We would like to welcome new faculty members for whom this Fall is their first semester. Let's meet these new additions to the department!
Take a look below to find out more about these exciting new faculty members:
Karina Tachihara
Assistant Professor
My research explores how adults learn language by focusing on the cognitive mechanisms that enable, enhance, and disrupt the process of learning. I investigate how mechanisms that help us learn which constructions are acceptable and which are unacceptable may work differently for adults learning a new language, making learning what not to say particularly difficult. I am also interested in how semantic knowledge shapes the organization of production. I use a combination of psycholinguistic tasks measuring acceptability, comprehension, production, and memory as well as computational tools such as machine learning and large language models to better understand how we learn and use language.
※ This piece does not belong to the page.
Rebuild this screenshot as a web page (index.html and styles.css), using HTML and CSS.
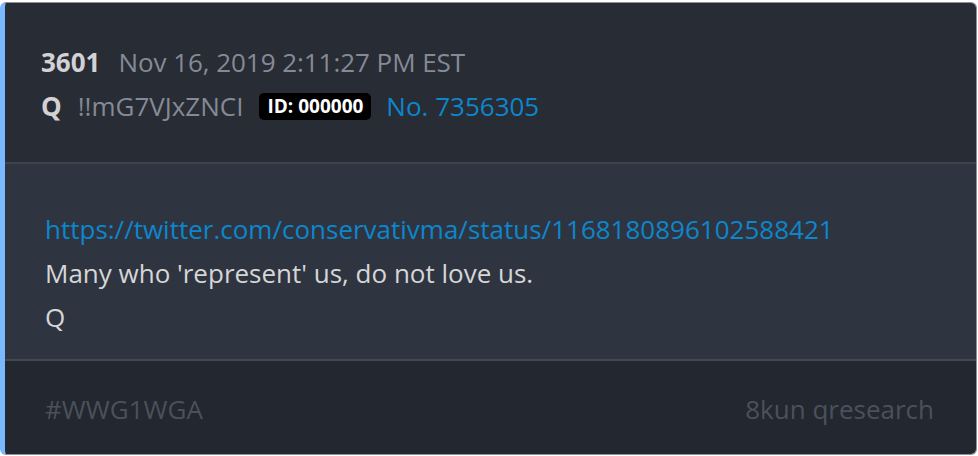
FILE: index.html
```html
<!DOCTYPE html>
<html lang="en">
<head>
    <meta charset="UTF-8">
    <meta name="viewport" content="width=device-width, initial-scale=1.0">
    <title>Q drop 3601</title>
    <link rel="stylesheet" href="styles.css">
</head>
<body>
    <div class="post">
        <div class="post-header">
            <div class="meta-line">
                <span class="post-num">3601</span>
                <span class="post-date">Nov 16, 2019 2:11:27 PM EST</span>
            </div>
            <div class="meta-line">
                <span class="author">Q</span>
                <span class="trip">!!mG7VJxZNCI</span>
                <span class="id-badge">ID: 000000</span>
                <a class="post-link" href="#">No. 7356305</a>
            </div>
        </div>

        <div class="post-body">
            <a class="body-link" href="#">https://twitter.com/conservativma/status/1168180896102588421</a>
            <p>Many who 'represent' us, do not love us.</p>
            <p>Q</p>
        </div>

        <div class="post-footer">
            <span>#WWG1WGA</span>
            <span>8kun qresearch</span>
        </div>
    </div>
</body>
</html>
```

FILE: styles.css
```css
body {
    font-family: 'Open Sans', 'Noto Sans', sans-serif;
    background-color: #ffffff;
    margin: 0;
    padding: 2px 0 0 0;
}
.post {
    width: 977px;
    height: 453px;
    box-sizing: border-box;
    border: 1px solid #8c919b;
    border-left: 5px solid #7ab9ff;
    border-radius: 6px;
    overflow: hidden;
    display: flex;
    flex-direction: column;
    font-size: 26px;
    line-height: 44px;
}
.post-header {
    background-color: #282c35;
    padding: 37px 36px 0 36px;
    height: 161px;
    box-sizing: border-box;
    border-bottom: 2px solid #3d424c;
}
.meta-line {
    display: flex;
    align-items: center;
}
.post-num {
    font-weight: bold;
    color: #d2d2d4;
    margin-right: 18px;
}
.post-date {
    color: #858a96;
    letter-spacing: -0.05px;
}
.author {
    font-weight: bold;
    color: #d2d2d4;
    margin-right: 16px;
}
.trip {
    color: #858a96;
    margin-right: 16px;
}
.id-badge {
    background-color: #000000;
    color: #ffffff;
    font-weight: bold;
    font-size: 19px;
    line-height: 27px;
    padding: 0 8px;
    border-radius: 5px;
    margin-right: 15px;
}
.post-link {
    color: #0d86cc;
    text-decoration: none;
}
.post-body {
    background-color: #2f3540;
    padding: 43px 40px 22px 40px;
    height: 197px;
    box-sizing: border-box;
    border-bottom: 2px solid #434853;
}
.body-link {
    color: #0d86cc;
    text-decoration: none;
}
.post-body p {
    margin: 0;
    color: #d6d6d8;
}
.post-footer {
    background-color: #23272f;
    flex: 1;
    display: flex;
    justify-content: space-between;
    align-items: center;
    padding: 2px 42px 0 40px;
    color: #4b515c;
}
```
I have worked in English, Spanish, and Japanese in the past, but I hope to expand to more languages in the future. I also speak Portuguese and am interested in learning Hindi next.This fall, I will be teaching Ling 225: Language, Mind, and Brain.
Kevin Wamalwa
Lecturer, Director of Swahili
Kevin Wamalwa is a cultural anthropologist and scholar of African cultural studies. Kevin studies resource-based conflict and post-violence memory in Africa and examines how people cope with traumatic experiences in ways that are particular to their sociocultural settings. His research examines embodied memories of sociopolitical, ethnic, and recourse-related conflict in Mt. Elgon, Kenya. His work highlights how small-scale conflicts and those that involve marginalized communities provide a vantage point to understanding people’s agency in how they remember and talk about trauma, reconcile, and heal without state mediation. Kevin is also a passionate Swahili poet, educator, translator, and Swahili scholar. This Fall, Kevin is teaching Swahili language courses on campus.
Tatiana Kashina
Lecturer
My name is Tatiana Kashina, and I hold a Master of Arts in Teaching English as a Second Language (MATESL) from the University of Illinois at Urbana-Champaign. I am passionate about facilitating English as a Second Language (ESL) and English as a Foreign Language (EFL) instruction. My teaching experience spans ESL Composition and Conversation classes, EFL courses, as well as Russian (both as a foreign and native language) and French. I enjoy teaching languages because I find it rewarding to see students apply the skills they develop to real-life tasks. My academic interests include second language acquisition, language assessments, second language writing, and translanguaging. This semester, I will be primarily teaching ESL composition courses.
Rebecca Shaw Sullivan
Lecturer
Rebecca Shaw Sullivan has been teaching English as a Second Language since 2019, when she graduated from the University of Illinois MATESL program. She has worked with students from all walks of life at Harrisburg Area Community College, International Language Academy of Washington D.C., and Southern Illinois University. She is passionate about educational technology, gamification of language learning, and decentering the teacher in the ESL classroom. Her current research focuses on the incorporation of diverse dialects in ESL education, along with student and teacher perceptions of these dialects. In her free time, Becca enjoys gardening, playing the piano, and reading whatever she can get her hands on
Becca is currently teaching ESL 110/510 (English Pronunciation & Oral Fluency) and ESL 511 (Written & Oral Communication).
Dorothy Maweu
Lecturer
Dorothy Maweu is a new lecturer in the English as a Second Language (ESL) Department of Linguistics. She holds a Bachelor of Education (Arts) degree from the University of Nairobi, Kenya, and an MA in Teaching English as a Second Language from the University of Illinois at Urbana-Champaign. She began her teaching career as a Fulbright Foreign Language Teaching Assistant at Tulane University in New Orleans, Louisiana, and has since taught English at various institutions in Kenya and the United States. At the University of Illinois Urbana-Champaign, she taught extensively in Less Commonly Taught Languages (LCTL), the Intensive English Institute (IEI), and ESL. As a TA, she was recognized as the best TA in Non-Western Languages in 2024 and received excellent ratings from her students. She is currently teaching ESL 521, Written and Oral Business Communication. Her interests include language pedagogy, pedagogical code-switching, teacher stylization, and World Englishes. In her new role, she is committed to providing elevated learning experiences through the integration of theory and practice
Scott Nelson
Instructor
I am a phonologist interested in broad topics such as phonological representation, the formal relationship between phonological and phonetic knowledge, and the computational expressivity of phonological generalizations. I received a BA and MA from Michigan State University and during that time I largely took an experimental approach in trying to understand how top-down (phonological) information was integrated during speech perception. I am currently finishing my PhD at Stony Brook University where my research has focused primarily on computational characterizations of the phonetics-phonology interface. My dissertation is titled The Computational Structure of Phonological and Phonetic Knowledge. I am teaching LING401 (phonetics) and LING542 (Phonology II) this fall and am excited to be here at UIUC and continue to get to know the faculty, staff, and students in the department!